As revealed yesterday, Mayor Ed Murray and his staff are still short

As revealed yesterday, Mayor Ed Murray and his staff are still short on answers as to what exactly happened with the police discipline cases that resulted in six reversals by Interim Chief Harry Bailey and an ensuing controversy that has damaged the mayor’s reputation. But several sources familiar with the details of what transpired can explain much, including the “horse-trading” talks, as one source puts it, that ultimately led to the reversals.
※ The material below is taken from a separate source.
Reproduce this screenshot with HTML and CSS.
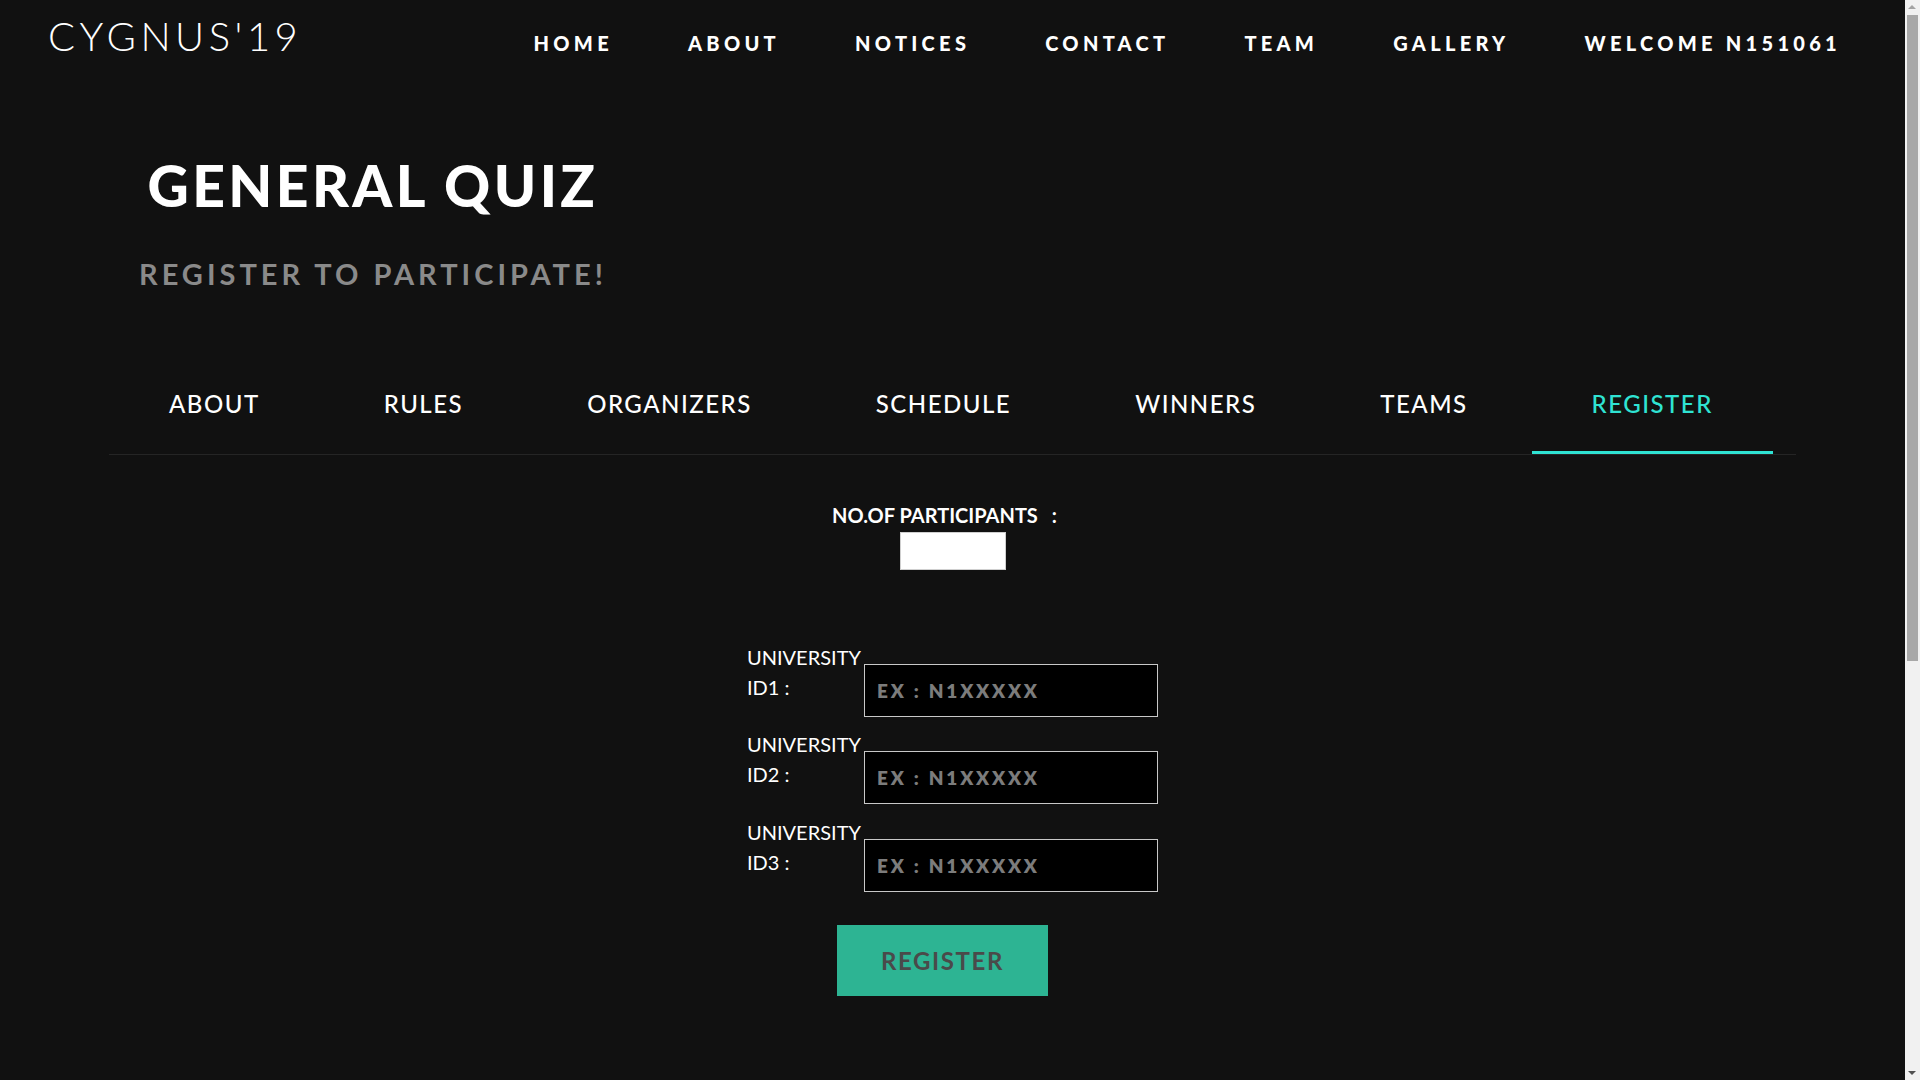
FILE: index.html
```html
<!DOCTYPE html>
<html lang="en">
<head>
<meta charset="utf-8">
<title>Cygnus'19 - General Quiz</title>
<link rel="stylesheet" href="styles.css">
</head>
<body>
<div class="site">
  <header class="topbar">
    <div class="logo">CYGNUS'19</div>
    <nav class="mainnav">
      <a class="navlink">HOME</a>
      <a class="navlink">ABOUT</a>
      <a class="navlink">NOTICES</a>
      <a class="navlink">CONTACT</a>
      <a class="navlink">TEAM</a>
      <a class="navlink">GALLERY</a>
      <a class="navlink">WELCOME N151061</a>
    </nav>
  </header>
  <main class="page">
    <section class="hero">
      <h1 class="hero-title">GENERAL QUIZ</h1>
      <p class="hero-sub">REGISTER TO PARTICIPATE!</p>
    </section>
    <div class="tabs">
      <a class="tab">ABOUT</a>
      <a class="tab">RULES</a>
      <a class="tab">ORGANIZERS</a>
      <a class="tab">SCHEDULE</a>
      <a class="tab">WINNERS</a>
      <a class="tab">TEAMS</a>
      <a class="tab active">REGISTER</a>
    </div>
    <form class="regform">
      <div class="count-label">NO.OF PARTICIPANTS<span class="colon">:</span></div>
      <input class="count-input" type="text">
      <div class="rows">
        <div class="row">
          <label class="idlabel">UNIVERSITY ID1 :</label>
          <input class="idinput" type="text" placeholder="EX : N1XXXXX">
        </div>
        <div class="row">
          <label class="idlabel">UNIVERSITY ID2 :</label>
          <input class="idinput" type="text" placeholder="EX : N1XXXXX">
        </div>
        <div class="row">
          <label class="idlabel">UNIVERSITY ID3 :</label>
          <input class="idinput" type="text" placeholder="EX : N1XXXXX">
        </div>
      </div>
      <button class="submit" type="button">REGISTER</button>
    </form>
  </main>
</div>
<div class="scrollbar" aria-hidden="true">
  <span class="sb-up"></span>
  <span class="sb-thumb"></span>
  <span class="sb-down"></span>
</div>
</body>
</html>
```
FILE: styles.css
```css
* { box-sizing: border-box; }
html, body { margin: 0; padding: 0; }
body {
  background: #111111;
  color: #ffffff;
  font-family: "Lato", "Liberation Sans", sans-serif;
}
.site {
  width: 1905px;
  padding-bottom: 700px;
}
.topbar {
  display: flex;
  align-items: baseline;
  padding: 12px 0 0 48px;
}
.logo {
  font-weight: 300;
  font-size: 40px;
  line-height: 1.2;
  letter-spacing: 4.5px;
  color: #fff;
}
.mainnav {
  display: flex;
  align-items: baseline;
  margin-left: auto;
  margin-right: 64px;
  gap: 75px;
  padding-top: 1px;
}
.navlink {
  font-weight: 900;
  font-size: 20px;
  letter-spacing: 4.3px;
  color: #fff;
}
.hero {
  display: inline-flex;
  flex-direction: column;
  align-items: center;
  margin-left: 139px;
  margin-top: 91px;
}
.hero-title {
  margin: 0;
  font-weight: 900;
  font-size: 57px;
  line-height: 1.2;
  letter-spacing: 3.4px;
  color: #fff;
}
.hero-sub {
  margin: 38px 0 0 0;
  font-weight: 700;
  font-size: 29px;
  line-height: 1.2;
  letter-spacing: 4px;
  color: #8a8a8a;
}
.tabs {
  display: flex;
  gap: 4px;
  margin: 78px 0 0 109px;
  width: 1687px;
  border-bottom: 1px solid #252525;
}
.tab {
  padding: 20px 60px 32px;
  font-weight: 500;
  font-size: 24px;
  line-height: 1.2;
  letter-spacing: 1.5px;
  color: #fff;
  border-bottom: 3px solid transparent;
}
.tab.active {
  color: #2fe3d3;
  border-bottom-color: #2fe3d3;
}
.regform {
  display: flex;
  flex-direction: column;
  align-items: center;
  padding-top: 48px;
}
.count-label {
  font-weight: 700;
  font-size: 20px;
  line-height: 1.2;
  color: #fff;
  margin-right: 16px;
}
.colon { margin-left: 14px; }
.count-input {
  margin-top: 5px;
  width: 106px;
  height: 38px;
  background: #fff;
  border: 1px solid #cfcfcf;
}
.rows {
  margin-top: 72px;
  display: flex;
  flex-direction: column;
  gap: 12.5px;
}
.row {
  display: flex;
  align-items: flex-start;
}
.idlabel {
  width: 117px;
  font-size: 20px;
  line-height: 30px;
  color: #fff;
}
.idinput {
  margin-top: 22px;
  width: 294px;
  height: 53px;
  background: #000;
  border: 1px solid #c8c8c8;
  padding: 0 12px;
  font-family: "Lato", sans-serif;
  font-weight: 700;
  font-size: 19px;
  letter-spacing: 2.8px;
  color: #fff;
}
.idinput::placeholder {
  color: #7c7c7c;
  font-weight: 800;
}
.submit {
  margin-top: 33px;
  margin-right: 20px;
  width: 211px;
  height: 71px;
  background: #2db493;
  border: none;
  font-family: "Lato", sans-serif;
  font-weight: 700;
  font-size: 24px;
  letter-spacing: 1.6px;
  color: #4a4a4a;
}
.scrollbar {
  position: fixed;
  top: 0;
  right: 0;
  width: 15px;
  height: 100vh;
  background: #f1f1f1;
}
.sb-thumb {
  position: absolute;
  left: 2px;
  top: 15px;
  width: 11px;
  height: 646px;
  background: #a8a8a8;
}
.sb-up, .sb-down {
  position: absolute;
  left: 3px;
  width: 0;
  height: 0;
  border-left: 4.5px solid transparent;
  border-right: 4.5px solid transparent;
}
.sb-up {
  top: 5px;
  border-bottom: 4.5px solid #a3a3a3;
}
.sb-down {
  bottom: 5px;
  border-top: 4.5px solid #505050;
}
```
Murray is right in one respect, according to the sources: The police department initially reviewed the six cases in the previous administration, when Jim Pugel was serving as interim chief. But it is dubious that Pugel agreed to the reversals. City Attorney Pete Holmes, whose office sat in on talks related to the matter, says: “The only settlements I know of are the ones Chief Bailey signed in February.”

Back in the fall, when Pugel was in the chief’s office, SPD was facing a stack of discipline appeals that had yet to be brought before one of the two bodies charged with hearing them: The Public Safety Civil Service Commission, which hears cases from all types of civil servants, and whose proceedings are public; and the Discipline Review Board, a three-member panel that includes an arbitrator and department and union officials. The review board conducts its hearings away from public view, and nobody outside SPD, not even a complainant who has alleged abuse by an officer, is required to be notified of its findings.

Both bodies conduct their proceedings like a trial. There is sworn testimony and evidence presented. It takes a lot of time and preparation. To avoid that, the police department and the Seattle Police Officers’ Guild, which often res presents officers in appeals, sometimes engage in settlement talks. You can think of this like plea bargain negotiations engaged in by prosecutors and defense attorneys before a trial.

This complicated and often behind-closed-door appeals process—which happens outside the purview of the Office of Public Accountability–sparked concern from several Seattle City Council members at a briefing by mayoral and police staff yesterday. “It is really corrupting the intent of the OPA to be transparent,” said Councilmember Nick Licata. The city created the civilian-headed OPA in 1999 precisely because of a widespread feeling that there needed to be more public oversight of police discipline.

Even the council briefing, however, did not go into the oddest aspect of the six reversals. They were part of a larger group of appeals cases—how many is still unclear—that were bundled together for review. According to two sources informed about the matter, this bundling happened as part of a larger negotiation between SPD and the union that had nothing to do with the specific cases. Rather, in exchange for considering lesser punishments in these cases, the department wanted SPOG to agree to a clear set of guidelines on how to handle cases involving officers convicted of DUIs.

Every year, a number of officers are found to be driving while drunk, sometimes in their police cars and not for the first time. See for instance this June OPA report that talks about two cases of officer DUIs. One officer was fired. Another, despite being involved not only in a DUI but a hit-and-run, was merely suspended for five days.

It’s perhaps no wonder that SPD wanted consistency. But whether it made sense to bring this in as a bargaining chip in unrelated appeals is another matter. This is the “horse-trading” of which one source speaks. Whether this practice happened on other occasions is unclear.

In any case, last September, members of SPD, SPOG and the City Attorney’s office sat down for a day-long negotiating session on the bundled cases. And here’s a crucial point that undermines the mayor’s attempt to cast the six reversals as Pugel’s call: The grueling session got nowhere. “None of the cases settled,” Holmes says.

Yet, as recently as yesterday, deputy mayor Hyeok Kim was still suggesting that the agreement happened under Pugel’s watch. Her office simply couldn’t find the documentation that backed that up, she told council members. It is telling that the mayor has not brought forward Pugel, who still works for the police department, to explain.

In one sense, it may not matter whether Pugel or Bailey made the settlement decisions. The controversy has shone a light on the need to reform the appeals process, and the mayor has now committed himself to doing that. But like any scandal, the matter has become not only about the event that sparked it, but the response of those trying to make it go away. In attempting to shift blame to a previous administration and its police chief, Murray raises questions about his own credibility.